Query Commands¶
Query and inspect QPX datasets using SQL, filters, or quick previews.
Overview¶
The query command group provides tools for querying QPX datasets. You can run arbitrary SQL queries, filter data structures by conditions, or quickly preview the first rows of any structure.
Available Commands¶
- sql - Run arbitrary SQL queries against a dataset
- filter - Filter a data structure by a SQL condition
- head - Show the first N rows of a structure
sql¶
Run an arbitrary SQL query against a QPX dataset.
Description¶
Opens the dataset, registers all (or selected) data structures as DuckDB tables, then executes the provided SQL. Table names match the QPX structure names: psm, feature, pg, mz, sample, run, etc.
Parameters¶
| Parameter | Type | Required | Default | Description |
|---|---|---|---|---|
--dataset-path |
DIRECTORY | Yes | - | Path to a QPX dataset directory |
--sql |
TEXT | Yes | - | SQL query to execute against the dataset |
--output |
FILE | No | - | Output file path (CSV). If not specified, results go to stdout. |
--output-format |
CHOICE | No | csv |
Output format for results |
--structures |
TEXT | No | all found | Comma-separated list of structures to load (default: all found) |
--duckdb-memory |
TEXT | No | 16GB |
DuckDB memory limit (e.g., '16GB') |
--duckdb-threads |
INTEGER | No | 4 | DuckDB thread count |
--verbose |
FLAG | No | - | Enable verbose logging |
Usage Examples¶
Run SQL queries against QPX datasets:
# Count features per run
qpxc query sql \
--dataset-path ./PXD014414 \
--sql "SELECT run_file_name, COUNT(*) AS n FROM feature GROUP BY 1"
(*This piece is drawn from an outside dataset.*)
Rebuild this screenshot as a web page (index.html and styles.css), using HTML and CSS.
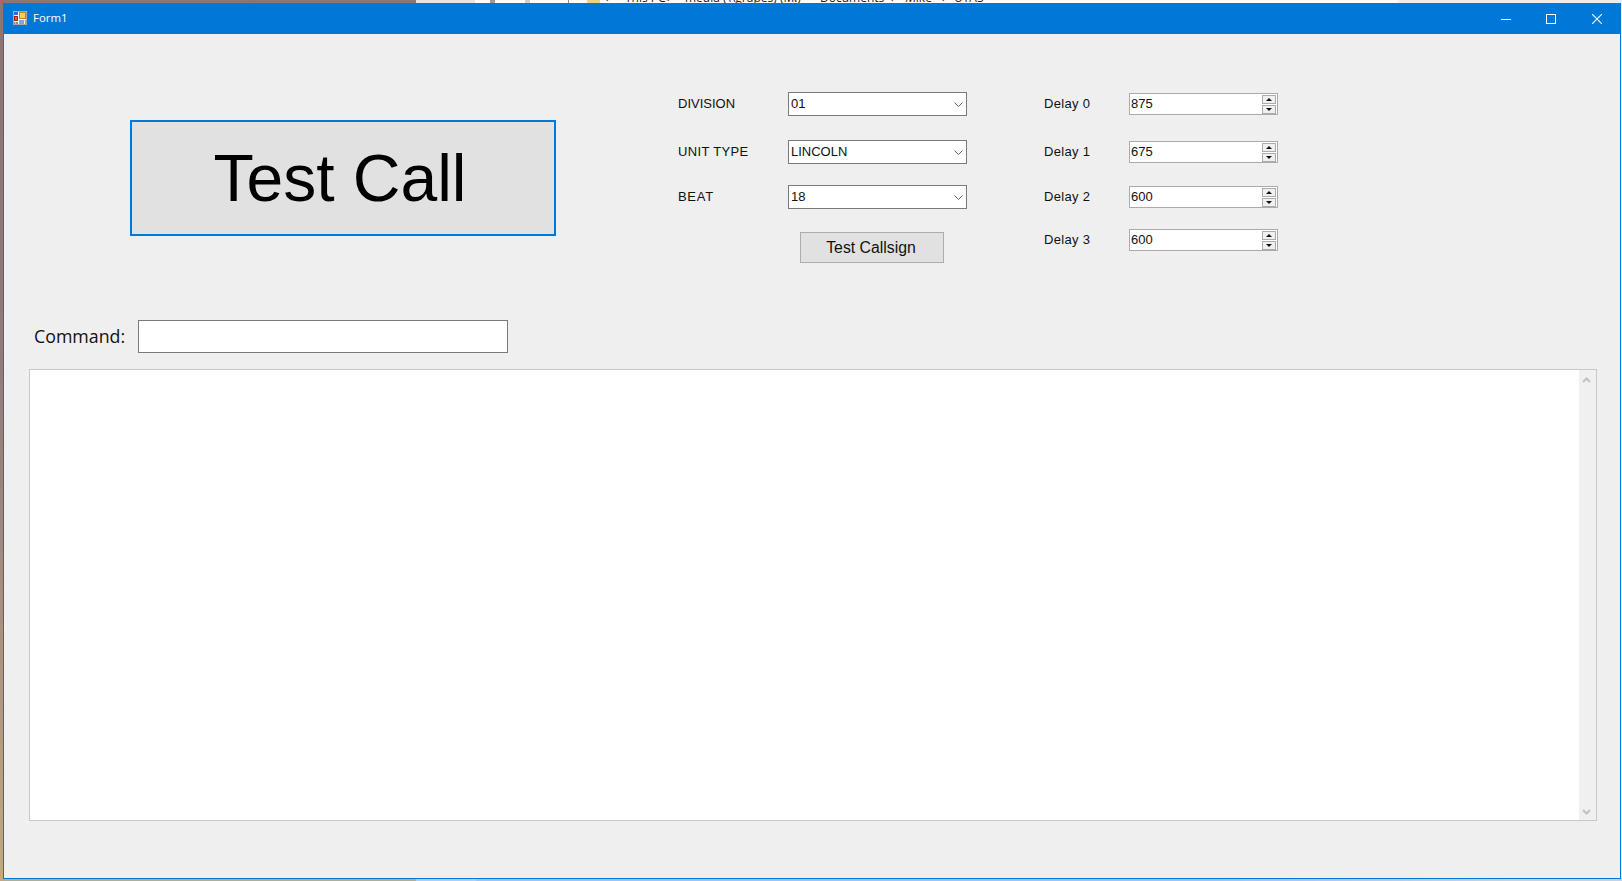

# Join feature with run, export to CSV
qpxc query sql \
--dataset-path ./PXD014414 \
--sql "SELECT f.sequence, r.run_file_name FROM feature f JOIN run r USING (run_file_name)" \
--output results.csv
# Query specific structures only
qpxc query sql \
--dataset-path ./PXD014414 \
--sql "SELECT COUNT(*) FROM psm" \
--structures psm
filter¶
Filter a QPX data structure by a SQL condition.
Description¶
Opens the dataset, applies the filter condition to the specified structure, and returns the matching rows.
Parameters¶
| Parameter | Type | Required | Default | Description |
|---|---|---|---|---|
--dataset-path |
DIRECTORY | Yes | - | Path to a QPX dataset directory |
--structure |
CHOICE | Yes | - | QPX data structure to filter (e.g., feature, psm, pg) |
--condition |
TEXT | Yes | - | SQL WHERE condition (e.g., 'charge > 2 AND global_qvalue < 0.01') |
--columns |
TEXT | No | all | Comma-separated list of columns to include in output (default: all) |
--limit |
INTEGER | No | - | Maximum number of rows to return |
--output |
FILE | No | - | Output file path. If not specified, results go to stdout. |
--output-format |
CHOICE | No | csv |
Output format for results |
--verbose |
FLAG | No | - | Enable verbose logging |
Usage Examples¶
Filter data structures by conditions:
# Filter features by charge and q-value
qpxc query filter \
--dataset-path ./PXD014414 \
--structure feature \
--condition "charge > 2 AND global_qvalue < 0.01"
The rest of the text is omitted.